The three questions to always ask
Before making any risky decision, ask yourself:
- Can I recover from the worst outcome? If not, the expected value is largely irrelevant, particularly if this is a decision you reckon you’ll have to make more than once.
- Am I envious of non-reproducible success? Just because some succeed doesn’t mean you will.
- Am I optimizing the best possible outcome, or the likely outcome?
Learn more
Understanding the difference between ergodicity and expected value is one of the most valuable mental models for long-term success. If you want to go deeper, read my book on ergodicity.
Risk management is one of my advisory services: I help leaders and investors size their decisions so a single bad outcome can’t take them out of the game.
Frequently Asked Questions
What is ergodicity?
A system is ergodic if the time average (what happens to one person over many repetitions) equals the ensemble average (what happens across many people at once). Most important real-world decisions are non-ergodic because losses are irreversible: a single bad outcome can end the game, meaning your personal result over time diverges sharply from the population average.
What is the difference between expected value and time average?
Expected value is the average outcome across many parallel scenarios simultaneously. Time average is what happens to a single person who repeats the same bet over time. In non-ergodic situations, they diverge: the population average can be positive while the individual trajectory over time is negative, exactly as in the coin flip example, where the ensemble gains while each individual is more likely to lose.
Why is maximizing expected value sometimes the wrong strategy?

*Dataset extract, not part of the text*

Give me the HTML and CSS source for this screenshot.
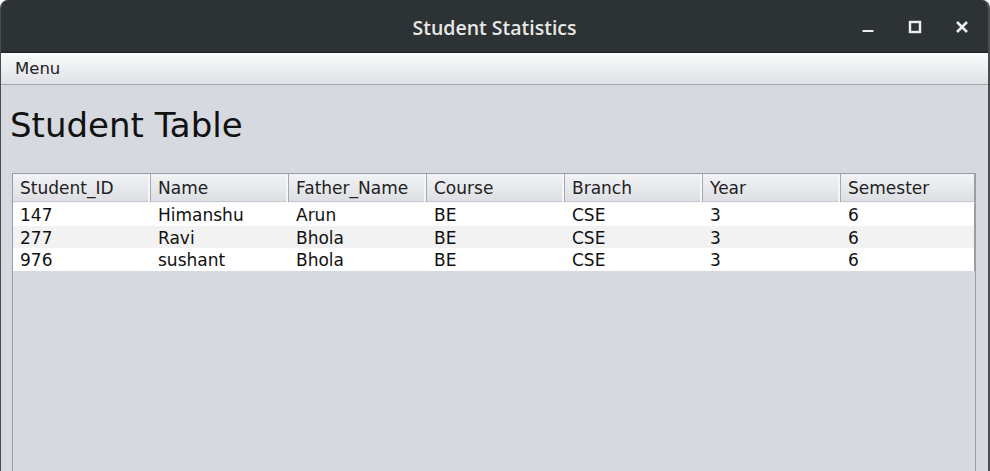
FILE: index.html
```html
<!DOCTYPE html>
<html>
<head>
<meta charset="utf-8">
<link rel="stylesheet" href="styles.css">
</head>
<body>
<div class="window">
  <div class="titlebar">
    <div class="title">Student Statistics</div>
    <div class="controls">
      <svg class="ctl" width="16" height="16" viewBox="0 0 16 16"><rect x="2.5" y="11" width="11" height="2" fill="#eeeeec"/></svg>
      <svg class="ctl" width="16" height="16" viewBox="0 0 16 16"><rect x="3" y="3" width="10" height="10" fill="none" stroke="#eeeeec" stroke-width="2.4"/></svg>
      <svg class="ctl" width="16" height="16" viewBox="0 0 16 16"><path d="M3 3 L13 13 M13 3 L3 13" stroke="#eeeeec" stroke-width="2.6" fill="none"/></svg>
    </div>
  </div>
  <div class="menubar"><span class="menu">Menu</span></div>
  <div class="content">
    <h1 class="heading">Student Table</h1>
    <div class="scrollpane">
      <div class="thead">
        <div class="th">Student_ID</div>
        <div class="th">Name</div>
        <div class="th">Father_Name</div>
        <div class="th">Course</div>
        <div class="th">Branch</div>
        <div class="th">Year</div>
        <div class="th">Semester</div>
      </div>
      <div class="tr">
        <div class="td">147</div><div class="td">Himanshu</div><div class="td">Arun</div><div class="td">BE</div><div class="td">CSE</div><div class="td">3</div><div class="td">6</div>
      </div>
      <div class="tr alt">
        <div class="td">277</div><div class="td">Ravi</div><div class="td">Bhola</div><div class="td">BE</div><div class="td">CSE</div><div class="td">3</div><div class="td">6</div>
      </div>
      <div class="tr">
        <div class="td">976</div><div class="td">sushant</div><div class="td">Bhola</div><div class="td">BE</div><div class="td">CSE</div><div class="td">3</div><div class="td">6</div>
      </div>
    </div>
  </div>
</div>
</body>
</html>
```
FILE: styles.css
```css
html, body {
  margin: 0;
  padding: 0;
  width: 990px;
  height: 471px;
  overflow: hidden;
  background: #ffffff;
}
.window {
  width: 990px;
  height: 471px;
  display: flex;
  flex-direction: column;
  background: #d6d9df;
  border-radius: 8px 8px 0 0;
  overflow: hidden;
  font-family: "DejaVu Sans", sans-serif;
  box-sizing: border-box;
  border-left: 1px solid #4a4d50;
  border-right: 2px solid #4a4d50;
}
.titlebar {
  height: 52px;
  flex: none;
  background: #2d3234;
  border-bottom: 1px solid #1e2122;
  position: relative;
  display: flex;
  align-items: center;
  justify-content: center;
}
.title {
  color: #e7e8e6;
  font-family: "Open Sans", "DejaVu Sans", sans-serif;
  font-weight: 600;
  font-size: 19.5px;
  letter-spacing: 0px;
  margin-top: 2px;
}
.controls {
  position: absolute;
  right: 18px;
  top: 19px;
  display: flex;
  gap: 31px;
}
.ctl { display: block; }
.menubar {
  height: 31px;
  flex: none;
  background: linear-gradient(#fafbfb, #dfe1e5);
  border-bottom: 1px solid #a4a7ad;
  display: flex;
  align-items: center;
}
.menu {
  font-size: 16.5px;
  color: #222;
  margin-left: 14px;
  margin-top: 0px;
}
.content {
  flex: 1;
  padding: 0 11px 0 11px;
  display: flex;
  flex-direction: column;
}
.heading {
  margin: 20px 0 0 -2px;
  font-weight: normal;
  font-size: 34px;
  line-height: 40px;
  color: #111;
  height: 68px;
}
.scrollpane {
  flex: 1;
  border: 1px solid #9a9da3;
  border-bottom: none;
  background: #d6d9df;
  width: 962px;
}
.thead {
  display: grid;
  grid-template-columns: repeat(6, 138px) 1fr;
  height: 28px;
  background: linear-gradient(#f2f3f5, #dcdee3);
  border-bottom: 1px solid #f6f8fb;
  box-shadow: inset 0 -1px 0 #c6c9ce;
  border-right: 1px solid #9a9da3;
}
.th {
  font-size: 17px;
  color: #222;
  padding-left: 7px;
  line-height: 28px;
  border-right: 1px solid #a6a9ae;
  box-shadow: inset -2px 0 0 #f5f6f8;
}
.th:last-child { border-right: none; box-shadow: none; }
.tr {
  display: grid;
  grid-template-columns: repeat(6, 138px) 1fr;
  height: 22.5px;
  background: #ffffff;
  border-right: 1px solid #9a9da3;
}
.tr.alt { background: #f2f2f2; }
.td {
  font-size: 17px;
  color: #111;
  padding-left: 7px;
  line-height: 24px;
}
```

Expected value assumes you can somehow experience all possible outcomes at once, but you only live one timeline. When losses are irreversible, a single catastrophic result can remove you from the game entirely, making all future positive outcomes unreachable. For decisions you face repeatedly with finite resources, survival comes first: you cannot benefit from future opportunities you are no longer present for.